Mollicone, noto per aver dichiarato in passato guerra contro il cartoon Peppa Pig, ha accusato Ranucci e la sua redazione di “giornalismo militante e dannoso” e di “analfabetismo istituzionale”. Gli ha anche rinfacciato di aver iniziato la carriera a “Paese Sera” (“la disinformatja è rimasta nel sangue”, ha sibilato).

E, circa le rivelazioni sul Garante della privacy, Mollicone ha dichiarato: “Non sono certo queste ‘inchieste’ faziose che possono screditare un’Autorità indipendente. Tra l’altro, l’unico conflitto d’interessi dimostrato, ad oggi, è quello di Scorza – nominato in quota Cinque Stelle – che era consulente legale di Meta. Forse è lui che dovrebbe dimettersi. Nei sistemi democratici lo scioglimento di queste istituzioni non compete alla politica e quindi – conclude – non sarà certo FdI a difendere una gestione targata e votata da Pd e M5S”.

La risposta del giornalista: “Pensi a quanto ha detto sulla Strage di Bologna”

Immediata la risposta di Ranucci: “Mollicone dice che siamo degli analfabeti istituzionali e non conosciamo le leggi? Non è vero. A noi capita più spesso di trovare i politici che non conoscono le leggi che loro stessi hanno scritto. Se noi abbiamo la fedina penale ancora pulita è perché le leggi le conosciamo bene, e come”.

Circa i 5 articoli scritti per Paese Sera, Ranucci ha aggiunto: “Il fatto di aver partecipato a delle testate che potevano avere una colorazione non toglie nulla all’indipendenza dell’anima. Indipendenza che io ho. Piuttosto, Mollicone guardi quello che ha combinato nel tentativo di delegittimare le sentenze della magistratura sulla strage di Bologna: ha tentato più volte di dare una chiave di lettura non confermata dalle varie sentenze. E questo la dice lunga sulla indipendenza intellettuale di una persona”.

“Meloni non può dire che la vicenda del Garante Privacy non la riguarda”

Schermaglie con le seconde linee a parte, Ranucci ieri ha voluto rispondere anche a Giorgia Meloni, che si era chiamata fuori dalla bagarre riguardante l’Autorità: “Mi ha colpito la dichiarazione della premier”, ha commentato il conduttore, “quando ha detto che l’authority non è roba sua. La premier non può dire che quella roba non le interessa, che non è cosa sua, anche perché ci sono dentro dei membri eletti direttamente dal partito e anche dalla Lega”.

Ruotolo: “Assurdo che non si possa revocare l’Authority”

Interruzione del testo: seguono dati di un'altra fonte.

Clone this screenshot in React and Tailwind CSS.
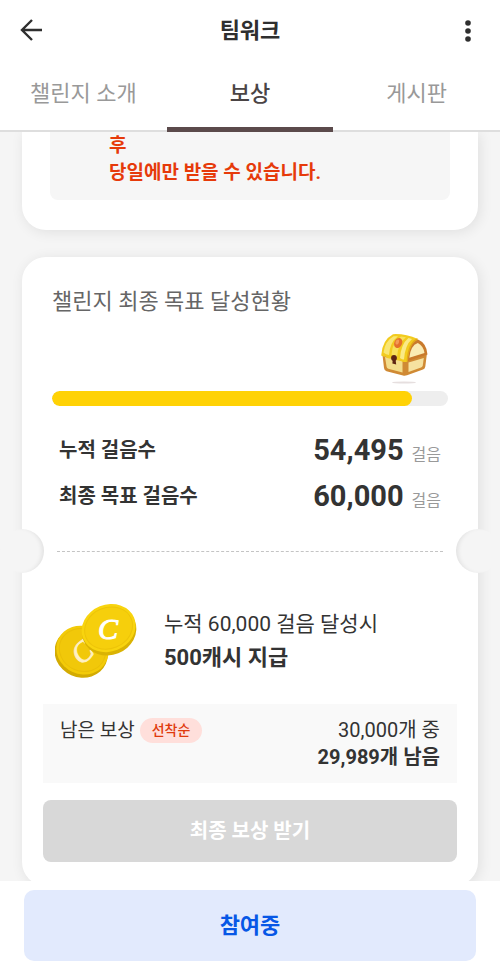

E sulle dimissioni in blocco dell’Autorità è continuata la polemica politica. “È assurdo che in Italia si possa chiedere l’impeachment del capo dello Stato e non si possano revocare i garanti per la privacy”, ha dichiarato il dem Sandro Ruotolo. “In un Paese normale – aggiunge – è il giornalismo che fa le pulci al potere, non il potere che fa le pulci al giornalismo come sta avvenendo in Italia con querele temerarie e intimidazioni contro Sigfrido Ranucci e la redazione di Report”.

“’Invece di buttare ogni volta il pallone in tribuna, la presidente del Consiglio farebbe bene a difendere sempre la libertà di stampa e la trasparenza delle istituzioni”, ha fatto eco l’Avs, Peppe De Cristofaro, “dopo quanto emerso dalle inchieste di Report, è evidente che il collegio del Garante della Privacy non è più indipendente, non è più credibile, per cui deve dimettersi subito’.

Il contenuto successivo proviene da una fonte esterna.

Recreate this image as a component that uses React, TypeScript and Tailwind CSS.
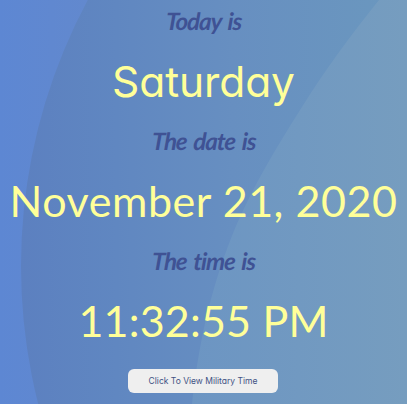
import React from 'react';
import type { ReactNode } from 'react';

function Backdrop() {
  return (
    <svg className="absolute inset-0 h-full w-full" viewBox="0 0 407 404" preserveAspectRatio="none" aria-hidden="true">
      <defs>
        <linearGradient id="base" x1="0" x2="1" y1="0" y2="0">
          <stop offset="0" stopColor="#5d87d3" />
          <stop offset="0.25" stopColor="#6389cd" />
          <stop offset="1" stopColor="#6b98bd" />
        </linearGradient>
        <linearGradient id="middle" gradientUnits="userSpaceOnUse" x1="20" x2="407" y1="0" y2="0">
          <stop offset="0" stopColor="#5c80c0" />
          <stop offset="0.25" stopColor="#6087c1" />
          <stop offset="0.55" stopColor="#678fc1" />
          <stop offset="1" stopColor="#6b98be" />
        </linearGradient>
        <linearGradient id="front" gradientUnits="userSpaceOnUse" x1="190" x2="407" y1="0" y2="0">
          <stop offset="0" stopColor="#6c95c3" />
          <stop offset="1" stopColor="#769dbf" />
        </linearGradient>
      </defs>
      <rect width="407" height="404" fill="url(#base)" />
      <circle cx="584" cy="266" r="563" fill="url(#middle)" />
      <path d="M379 0C350 36 325 70 302 107C274 151 254 185 236 226C214 279 200 332 192 404H407V0Z" fill="url(#front)" />
    </svg>
  );
}

function Label({ children }: { children: ReactNode }) {
  return (
    <h3 className="h-10 -skew-x-3 pt-px text-center font-['Lato'] text-[24px] leading-10 font-bold tracking-[-1px] whitespace-nowrap text-[#3f5294] italic [word-spacing:2.5px]">
      {children}
    </h3>
  );
}

export default function App() {
  return (
    <main className="relative h-[404px] w-full overflow-hidden font-['Lato',sans-serif]">
      <Backdrop />
      <div className="relative flex flex-col items-center whitespace-nowrap text-[#ffff99]">
        <Label>Today is</Label>
        <h1 className="h-20 pt-0.5 font-['Inter'] text-[42.5px] leading-20 tracking-[-0.1px] [font-feature-settings:'cv11']">Saturday</h1>
        <Label>The date is</Label>
        <h1 className="h-20 pt-px text-[43px] leading-20 tracking-[0.55px]">November 21, 2020</h1>
        <Label>The time is</Label>
        <h1 className="h-20 pt-px text-[43px] leading-20 tracking-[0.2px]">11:32:55 PM</h1>
        <button className="mt-[9px] mr-px h-6 w-[150px] rounded-md bg-[#efefef] font-['Inter'] text-[8.5px] leading-6 text-[#3f5284] [font-feature-settings:'cv11']">
          Click To View Military Time
        </button>
      </div>
    </main>
  );
}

M5s: “Mai chiesto nulla a Scorza”

Per il 5S Stefano Patuanelli il garante “Non ha più la credibilità per andare avanti, è il momento di fare un passo indietro”. E su Guido Scorza, membro indicato in quota M5S, aggiunge, ‘mai chiesto nulla riguardo la sua attività, non chiediamo oggi un passo indietro’.

Intanto a Bruxelles von der Leyen prepara il suo centro di controllo sulla stampa

Ma i pericoli per la libertà di stampa arrivano anche dall’Europa, dove oggi sarà presentato il Centro europeo per la resilienza democratica, il cui scopo dovrebbe essere contrastare le campagne di disinformazione. “Dopo la Von der Leyen con l’elmetto vedremo Von der Leyen davanti a una lettera 43 intenta a scrivere le prime pagine dei giornali europei”, ironizzano gli eurodeputati M5s, Gaetano Pedullà e Danilo Della Valle.

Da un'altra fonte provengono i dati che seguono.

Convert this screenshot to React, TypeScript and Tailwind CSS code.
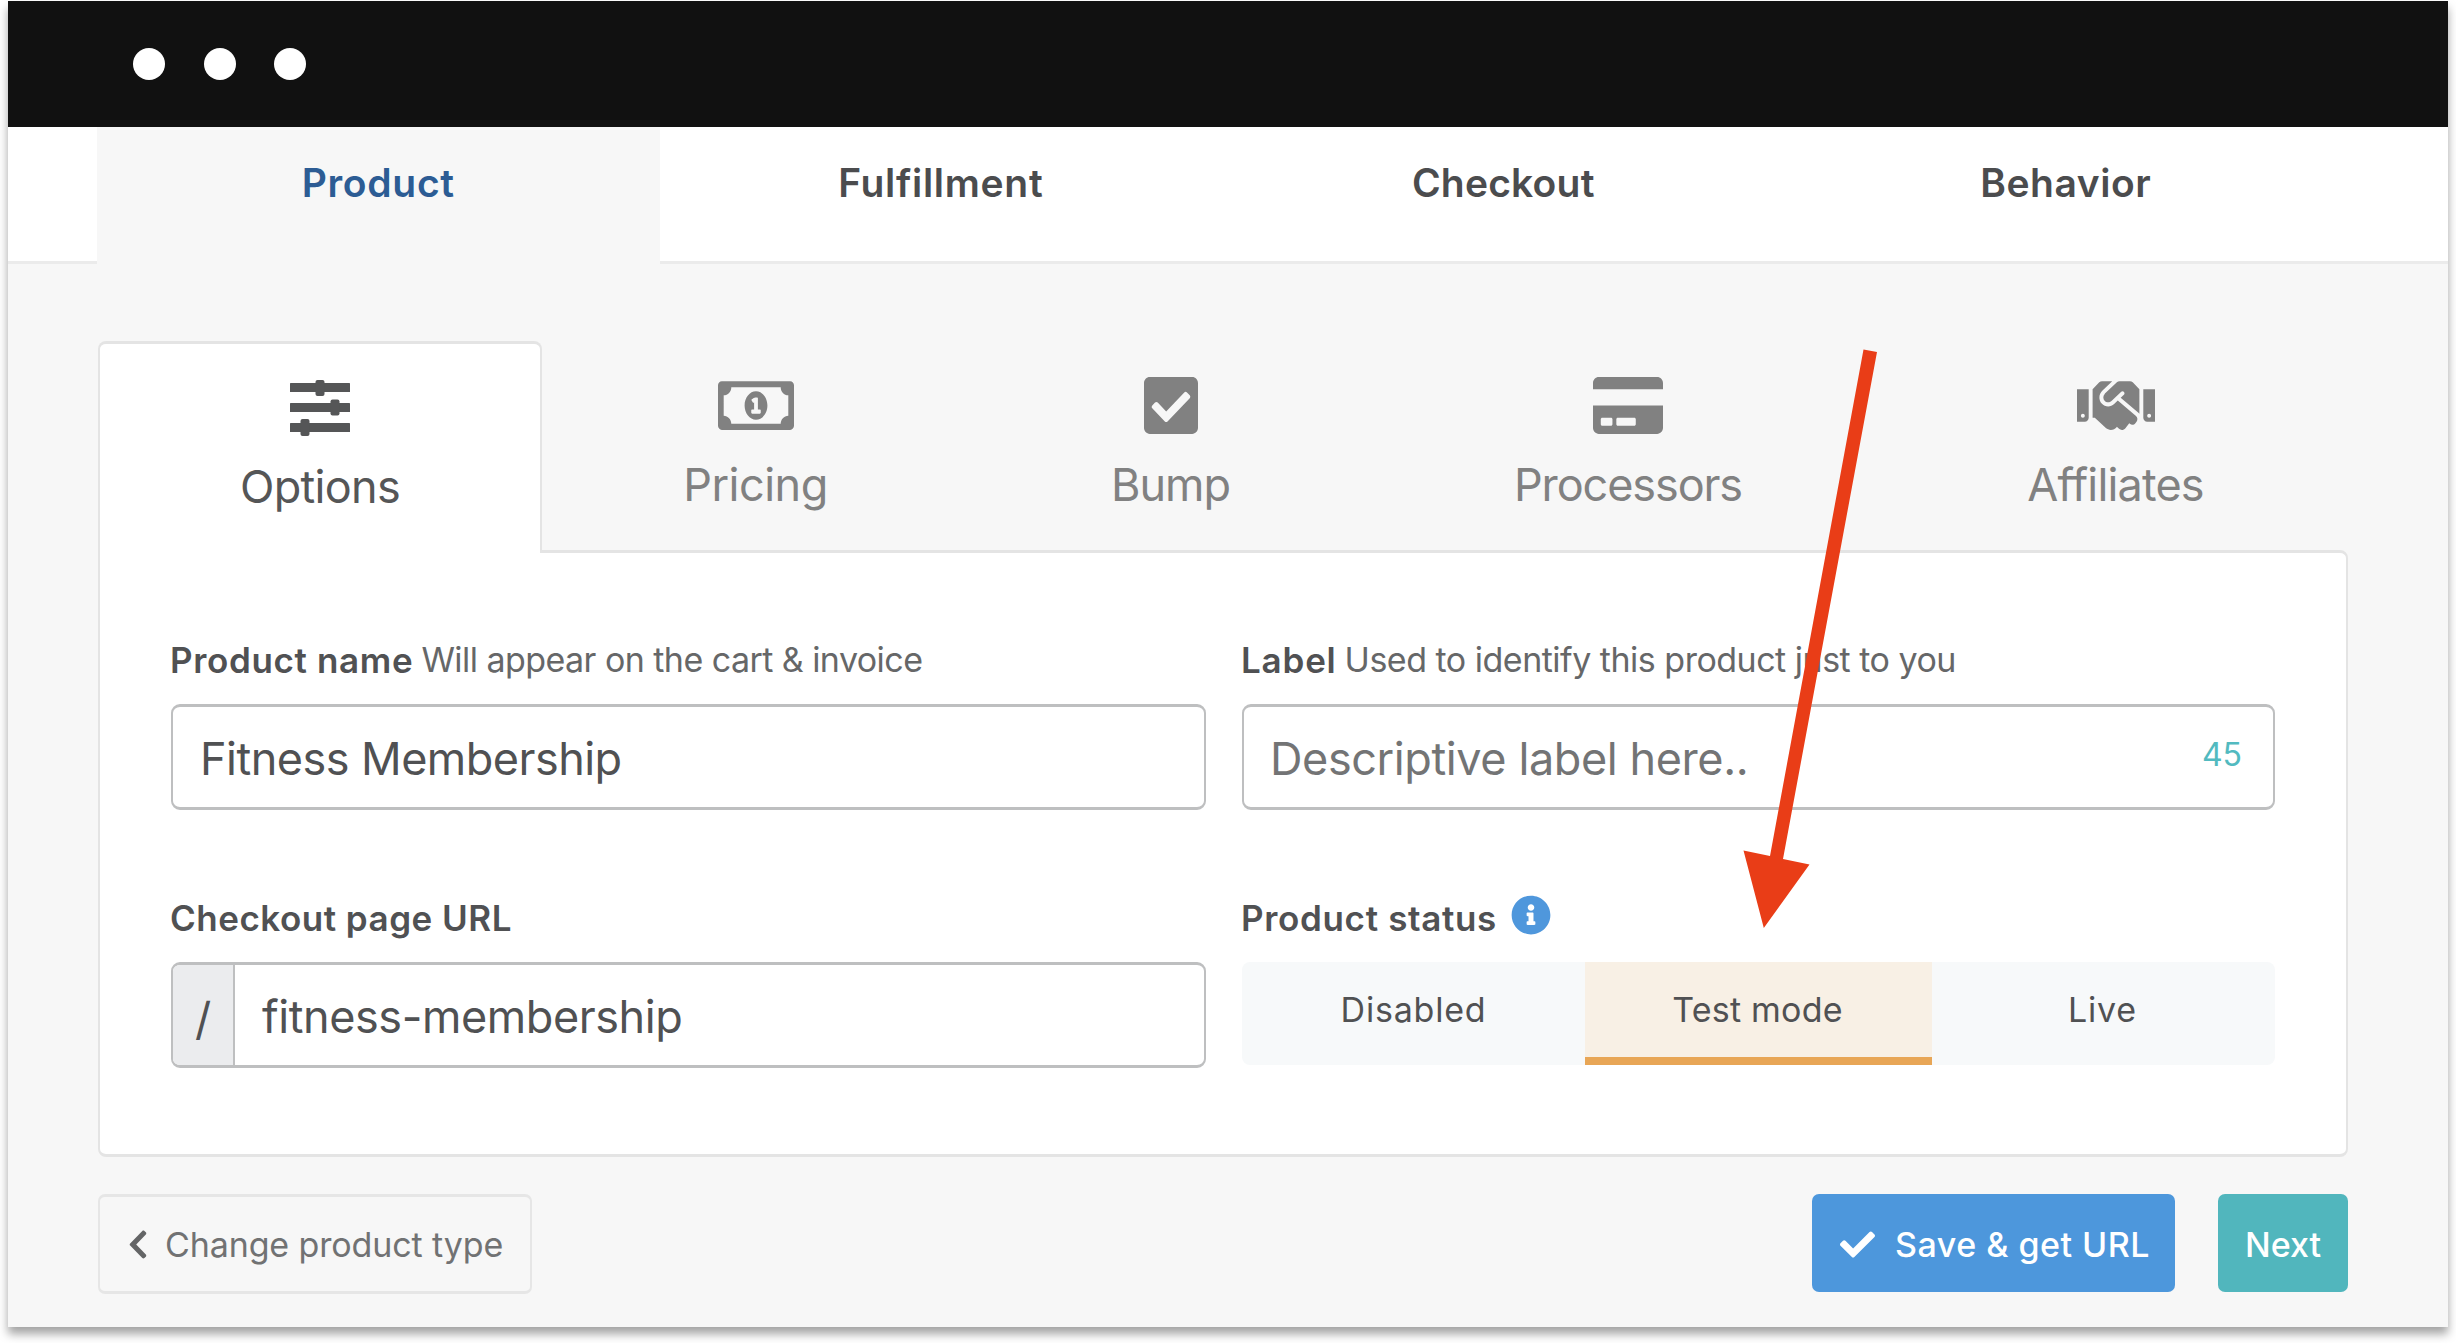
import type { ReactNode } from "react";
import {
  FaCheck,
  FaCheckSquare,
  FaChevronLeft,
  FaCreditCard,
  FaHandshake,
  FaInfoCircle,
  FaRegMoneyBillAlt,
} from "react-icons/fa";

function SlidersIcon() {
  return (
    <svg viewBox="0 0 60 57" className="h-[57px] w-[60px]" fill="currentColor">
      <rect x="0" y="3" width="60" height="9" rx="0.5" />
      <rect x="0" y="23" width="60" height="9" rx="0.5" />
      <rect x="0" y="43" width="60" height="9" rx="0.5" />
      <rect x="25.5" y="0" width="9" height="16" rx="2" />
      <rect x="40.5" y="19.5" width="9" height="16" rx="2" />
      <rect x="10.5" y="39" width="9" height="17" rx="2" />
    </svg>
  );
}

const mainTabs = [
  { label: "Product", style: "bg-[#f7f7f7] text-[#2c5c94] tracking-[0.7px]" },
  { label: "Fulfillment", style: "border-b-[3px] border-[#ebebeb] tracking-[0.7px]" },
  { label: "Checkout", style: "border-b-[3px] border-[#ebebeb] tracking-[0.2px]" },
  { label: "Behavior", style: "border-b-[3px] border-[#ebebeb] tracking-[0.55px]" },
];

const subTabs = [
  {
    label: "Pricing",
    width: "w-[427px]",
    tracking: "tracking-[-0.5px]",
    icon: <FaRegMoneyBillAlt preserveAspectRatio="none" className="h-[65px] w-[76px]" />,
  },
  {
    label: "Bump",
    width: "w-[403px]",
    tracking: "tracking-[-1px]",
    icon: <FaCheckSquare preserveAspectRatio="none" className="h-[65px] w-[54px]" />,
  },
  {
    label: "Processors",
    width: "w-[512px]",
    tracking: "tracking-[-1.1px]",
    icon: <FaCreditCard preserveAspectRatio="none" className="h-[65px] w-[70px]" />,
  },
  {
    label: "Affiliates",
    width: "w-[463px]",
    tracking: "tracking-[-0.83px]",
    icon: <FaHandshake preserveAspectRatio="none" className="h-[65px] w-[78px]" />,
  },
];

function FieldLabel({ title, children, tracking }: { title: string; children?: ReactNode; tracking: string }) {
  return (
    <div className="mb-6 flex h-10 items-center gap-2 text-[35px] leading-10 whitespace-nowrap">
      <span className={`-ml-px font-semibold ${tracking}`}>{title}</span>
      {children}
    </div>
  );
}

export default function App() {
  return (
    <div className="h-[1343px] w-[2456px] overflow-hidden bg-white pt-px pl-2 font-['Inter',sans-serif] text-[#505153]">
      <div className="relative flex h-[1326px] w-[2440px] flex-col bg-[#f7f7f7] shadow-[0_7px_9px_rgba(0,0,0,0.36)]">
        <div className="flex h-[126px] shrink-0 items-center gap-[38.5px] bg-[#111111] pl-[125px]">
          <span className="size-8 rounded-full bg-white" />
          <span className="size-8 rounded-full bg-white" />
          <span className="size-8 rounded-full bg-white" />
        </div>

        <nav className="flex h-[137px] shrink-0 bg-white text-[39px] leading-[48px] font-semibold text-[#4b4c4e]">
          <div className="w-[89px] border-b-[3px] border-[#ebebeb]" />
          {mainTabs.map((t) => (
            <div key={t.label} className={`w-[562.5px] pt-8 text-center ${t.style}`}>
              {t.label}
            </div>
          ))}
          <div className="flex-1 border-b-[3px] border-[#ebebeb]" />
        </nav>

        <div className="mt-[77px] ml-[90px] w-[2250px]">
          <div className="relative z-10 mb-[-3px] flex h-[212px] text-[45px] leading-[54px] text-[#818181]">
            <div className="flex w-[444px] flex-col items-center rounded-t-[8px] border-x-2 border-t-[3px] border-[#e4e4e4] bg-white pt-[36px] text-[#555657]">
              <SlidersIcon />
              <span className="mt-[23px] tracking-[-0.7px]">Options</span>
            </div>
            {subTabs.map((t) => (
              <div key={t.label} className={`flex flex-col items-center pt-[36px] ${t.width}`}>
                <div className="flex h-[57px] items-center">{t.icon}</div>
                <span className={`mt-[24px] ${t.tracking}`}>{t.label}</span>
              </div>
            ))}
          </div>

          <div className="grid h-[607px] grid-cols-[1035px_1033px] content-start gap-x-9 gap-y-[88px] rounded-r-[8px] rounded-bl-[8px] border-x-2 border-y-[3px] border-[#e4e4e4] bg-white pt-[87px] pl-[71px]">
            <div>
              <FieldLabel title="Product name" tracking="tracking-[0.65px]">
                <span className="text-[34px] tracking-[-0.55px] text-[#666768]">Will appear on the cart &amp; invoice</span>
              </FieldLabel>
              <div className="flex h-[106px] items-center rounded-[9px] border-x-2 border-y-[3px] border-[#bebfc0] pt-1 pl-[27px] text-[45px] tracking-[-0.52px]">
                Fitness Membership
              </div>
            </div>

            <div>
              <FieldLabel title="Label" tracking="tracking-[0.8px]">
                <span className="text-[34px] tracking-[-0.5px] text-[#666768]">
                  Used to identify this product just to you
                </span>
              </FieldLabel>
              <div className="flex h-[106px] items-center justify-between rounded-[9px] border-x-2 border-y-[3px] border-[#bebfc0] pr-[31px] pl-[26px]">
                <span className="pt-1 text-[45px] tracking-[-0.4px] text-[#737475]">Descriptive label here..</span>
                <span className="pb-1 text-[32px] text-[#52bac0]">45</span>
              </div>
            </div>

            <div>
              <FieldLabel title="Checkout page URL" tracking="tracking-[0.5px]" />
              <div className="flex h-[106px] overflow-hidden rounded-[9px] border-x-2 border-y-[3px] border-[#bebfc0] text-[45px]">
                <div className="flex w-[62px] items-center justify-center border-r-2 border-[#bebfc0] bg-[#ebecee] pt-2">
                  /
                </div>
                <div className="flex flex-1 items-center pt-1 pl-[27px] tracking-[-0.42px]">fitness-membership</div>
              </div>
            </div>

            <div>
              <FieldLabel title="Product status" tracking="tracking-[0.66px]">
                <FaInfoCircle className="mb-1.5 ml-[6px] size-10 text-[#4f97dc]" />
              </FieldLabel>
              <div className="flex h-[103px] overflow-hidden rounded-[8px] bg-[#f7f9fa] text-[34px]">
                <div className="flex w-[343px] items-center justify-center pb-[8px] tracking-[0.8px]">Disabled</div>
                <div className="flex w-[347px] items-center justify-center border-b-8 border-[#e8a656] bg-[#f8f0e5] pr-[2px] tracking-[0.2px]">
                  Test mode
                </div>
                <div className="flex w-[343px] items-center justify-center pr-[2px] pb-[8px] tracking-[0.8px]">Live</div>
              </div>
            </div>
          </div>

          <div className="mt-[37px] flex items-start text-[34px]">
            <div className="flex h-[100px] w-[434px] items-center rounded-[7px] border-x-2 border-y-[3px] border-[#e6e6e6] pl-[28px] text-[#717273]">
              <FaChevronLeft preserveAspectRatio="none" className="h-[33px] w-[20px] text-[#646566]" />
              <span className="ml-[17px] tracking-[-0.12px]">Change product type</span>
            </div>
            <div className="ml-auto flex h-[98px] w-[363px] items-center rounded-[7px] bg-[#4d97dc] pt-[2px] pl-7 font-medium text-white">
              <FaCheck className="size-[35px]" />
              <span className="ml-5 tracking-[0.5px]">Save &amp; get URL</span>
            </div>
            <div className="ml-[43px] flex h-[98px] w-[130px] items-center justify-center rounded-[7px] bg-[#51b6bd] pt-[2px] font-medium text-white">
              Next
            </div>
          </div>
        </div>

        <svg
          viewBox="1740 345 145 590"
          className="absolute top-[344px] left-[1732px] z-20 h-[590px] w-[145px]"
          fill="#e93d17"
        >
          <path d="M1863.5 349.5 L1877 352 L1783 859 L1809.5 864.5 L1763.8 928 L1743.5 850.5 L1770 856 Z" />
        </svg>
      </div>
    </div>
  );
}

“La Presidente della Commissione non ha nessuna autorità per bollare cosa è fake news e cosa non lo è. Giudichiamo altamente pericoloso questo Centro europeo”, aggiungono i due europarlamentari, “Dietro questo nome altisonante si nasconde il tentativo non troppo celato di condizionare gli orientamenti dell’opinione pubblica e della stampa libera”.

E concludono: “Per mesi ci hanno fatto credere che Nord Stream fosse stato fatto saltare da russi, quando poi invece si è scoperto che dietro c’era una operazione di intelligence ucraina. Questo caso dimostra che l`Ue non è immune alle fake news e questi doppi standard sono una iniezione letale per la credibilità della sua democrazia”.